◆ **INSTRUCTIONS TO FOLLOW**:
Take the listing and print it in full, exactly as given.

◆ **INFORMATION PROVIDED**:

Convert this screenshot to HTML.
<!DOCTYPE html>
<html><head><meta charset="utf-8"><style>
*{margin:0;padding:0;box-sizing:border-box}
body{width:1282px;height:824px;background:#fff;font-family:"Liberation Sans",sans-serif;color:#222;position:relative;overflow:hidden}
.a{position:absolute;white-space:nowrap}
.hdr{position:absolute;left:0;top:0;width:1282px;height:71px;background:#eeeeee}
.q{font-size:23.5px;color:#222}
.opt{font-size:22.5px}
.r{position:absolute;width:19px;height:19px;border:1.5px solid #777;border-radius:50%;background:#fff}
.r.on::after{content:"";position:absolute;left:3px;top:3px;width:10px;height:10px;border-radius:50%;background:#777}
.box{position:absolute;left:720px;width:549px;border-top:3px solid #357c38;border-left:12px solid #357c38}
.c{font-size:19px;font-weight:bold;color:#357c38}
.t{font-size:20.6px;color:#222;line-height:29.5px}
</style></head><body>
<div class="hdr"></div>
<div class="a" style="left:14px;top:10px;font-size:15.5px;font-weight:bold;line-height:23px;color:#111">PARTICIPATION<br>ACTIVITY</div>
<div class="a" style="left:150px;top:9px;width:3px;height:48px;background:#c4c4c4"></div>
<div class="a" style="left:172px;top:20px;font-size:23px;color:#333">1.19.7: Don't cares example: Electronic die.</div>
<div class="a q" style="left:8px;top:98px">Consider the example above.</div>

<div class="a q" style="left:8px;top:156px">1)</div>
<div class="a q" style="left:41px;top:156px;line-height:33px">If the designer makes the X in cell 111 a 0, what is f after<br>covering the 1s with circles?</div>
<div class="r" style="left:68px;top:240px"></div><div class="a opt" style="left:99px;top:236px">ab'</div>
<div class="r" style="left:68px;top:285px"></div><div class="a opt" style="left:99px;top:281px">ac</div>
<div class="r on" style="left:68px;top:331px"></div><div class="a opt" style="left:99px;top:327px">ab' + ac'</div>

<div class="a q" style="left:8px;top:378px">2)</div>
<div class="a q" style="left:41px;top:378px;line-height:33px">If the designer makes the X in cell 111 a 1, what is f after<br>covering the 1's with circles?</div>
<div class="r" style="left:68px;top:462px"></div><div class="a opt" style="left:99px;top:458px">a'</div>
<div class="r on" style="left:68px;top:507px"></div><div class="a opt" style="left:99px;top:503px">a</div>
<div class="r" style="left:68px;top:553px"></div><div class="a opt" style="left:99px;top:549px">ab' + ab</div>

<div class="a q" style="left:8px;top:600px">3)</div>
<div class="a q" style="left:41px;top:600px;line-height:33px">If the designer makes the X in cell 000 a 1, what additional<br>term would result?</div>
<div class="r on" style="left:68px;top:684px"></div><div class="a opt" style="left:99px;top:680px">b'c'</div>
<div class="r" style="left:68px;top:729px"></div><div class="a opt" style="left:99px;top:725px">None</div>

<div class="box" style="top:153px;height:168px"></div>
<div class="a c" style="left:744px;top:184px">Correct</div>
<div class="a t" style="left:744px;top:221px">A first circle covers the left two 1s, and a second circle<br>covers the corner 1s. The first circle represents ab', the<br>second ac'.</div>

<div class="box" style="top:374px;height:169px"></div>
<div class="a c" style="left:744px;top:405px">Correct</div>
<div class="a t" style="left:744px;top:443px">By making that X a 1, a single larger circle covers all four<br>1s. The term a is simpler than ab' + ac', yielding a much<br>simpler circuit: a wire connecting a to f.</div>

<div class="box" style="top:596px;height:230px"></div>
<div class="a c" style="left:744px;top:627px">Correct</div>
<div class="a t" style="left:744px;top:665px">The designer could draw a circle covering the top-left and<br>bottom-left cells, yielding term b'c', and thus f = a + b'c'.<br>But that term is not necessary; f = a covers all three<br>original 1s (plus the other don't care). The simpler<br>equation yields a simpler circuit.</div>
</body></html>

◆ **TASK OUTPUT**:
Convert this screenshot to HTML.
<!DOCTYPE html>
<html><head><meta charset="utf-8"><style>
*{margin:0;padding:0;box-sizing:border-box}
body{width:1282px;height:824px;background:#fff;font-family:"Liberation Sans",sans-serif;color:#222;position:relative;overflow:hidden}
.a{position:absolute;white-space:nowrap}
.hdr{position:absolute;left:0;top:0;width:1282px;height:71px;background:#eeeeee}
.q{font-size:23.5px;color:#222}
.opt{font-size:22.5px}
.r{position:absolute;width:19px;height:19px;border:1.5px solid #777;border-radius:50%;background:#fff}
.r.on::after{content:"";position:absolute;left:3px;top:3px;width:10px;height:10px;border-radius:50%;background:#777}
.box{position:absolute;left:720px;width:549px;border-top:3px solid #357c38;border-left:12px solid #357c38}
.c{font-size:19px;font-weight:bold;color:#357c38}
.t{font-size:20.6px;color:#222;line-height:29.5px}
</style></head><body>
<div class="hdr"></div>
<div class="a" style="left:14px;top:10px;font-size:15.5px;font-weight:bold;line-height:23px;color:#111">PARTICIPATION<br>ACTIVITY</div>
<div class="a" style="left:150px;top:9px;width:3px;height:48px;background:#c4c4c4"></div>
<div class="a" style="left:172px;top:20px;font-size:23px;color:#333">1.19.7: Don't cares example: Electronic die.</div>
<div class="a q" style="left:8px;top:98px">Consider the example above.</div>

<div class="a q" style="left:8px;top:156px">1)</div>
<div class="a q" style="left:41px;top:156px;line-height:33px">If the designer makes the X in cell 111 a 0, what is f after<br>covering the 1s with circles?</div>
<div class="r" style="left:68px;top:240px"></div><div class="a opt" style="left:99px;top:236px">ab'</div>
<div class="r" style="left:68px;top:285px"></div><div class="a opt" style="left:99px;top:281px">ac</div>
<div class="r on" style="left:68px;top:331px"></div><div class="a opt" style="left:99px;top:327px">ab' + ac'</div>

<div class="a q" style="left:8px;top:378px">2)</div>
<div class="a q" style="left:41px;top:378px;line-height:33px">If the designer makes the X in cell 111 a 1, what is f after<br>covering the 1's with circles?</div>
<div class="r" style="left:68px;top:462px"></div><div class="a opt" style="left:99px;top:458px">a'</div>
<div class="r on" style="left:68px;top:507px"></div><div class="a opt" style="left:99px;top:503px">a</div>
<div class="r" style="left:68px;top:553px"></div><div class="a opt" style="left:99px;top:549px">ab' + ab</div>

<div class="a q" style="left:8px;top:600px">3)</div>
<div class="a q" style="left:41px;top:600px;line-height:33px">If the designer makes the X in cell 000 a 1, what additional<br>term would result?</div>
<div class="r on" style="left:68px;top:684px"></div><div class="a opt" style="left:99px;top:680px">b'c'</div>
<div class="r" style="left:68px;top:729px"></div><div class="a opt" style="left:99px;top:725px">None</div>

<div class="box" style="top:153px;height:168px"></div>
<div class="a c" style="left:744px;top:184px">Correct</div>
<div class="a t" style="left:744px;top:221px">A first circle covers the left two 1s, and a second circle<br>covers the corner 1s. The first circle represents ab', the<br>second ac'.</div>

<div class="box" style="top:374px;height:169px"></div>
<div class="a c" style="left:744px;top:405px">Correct</div>
<div class="a t" style="left:744px;top:443px">By making that X a 1, a single larger circle covers all four<br>1s. The term a is simpler than ab' + ac', yielding a much<br>simpler circuit: a wire connecting a to f.</div>

<div class="box" style="top:596px;height:230px"></div>
<div class="a c" style="left:744px;top:627px">Correct</div>
<div class="a t" style="left:744px;top:665px">The designer could draw a circle covering the top-left and<br>bottom-left cells, yielding term b'c', and thus f = a + b'c'.<br>But that term is not necessary; f = a covers all three<br>original 1s (plus the other don't care). The simpler<br>equation yields a simpler circuit.</div>
</body></html>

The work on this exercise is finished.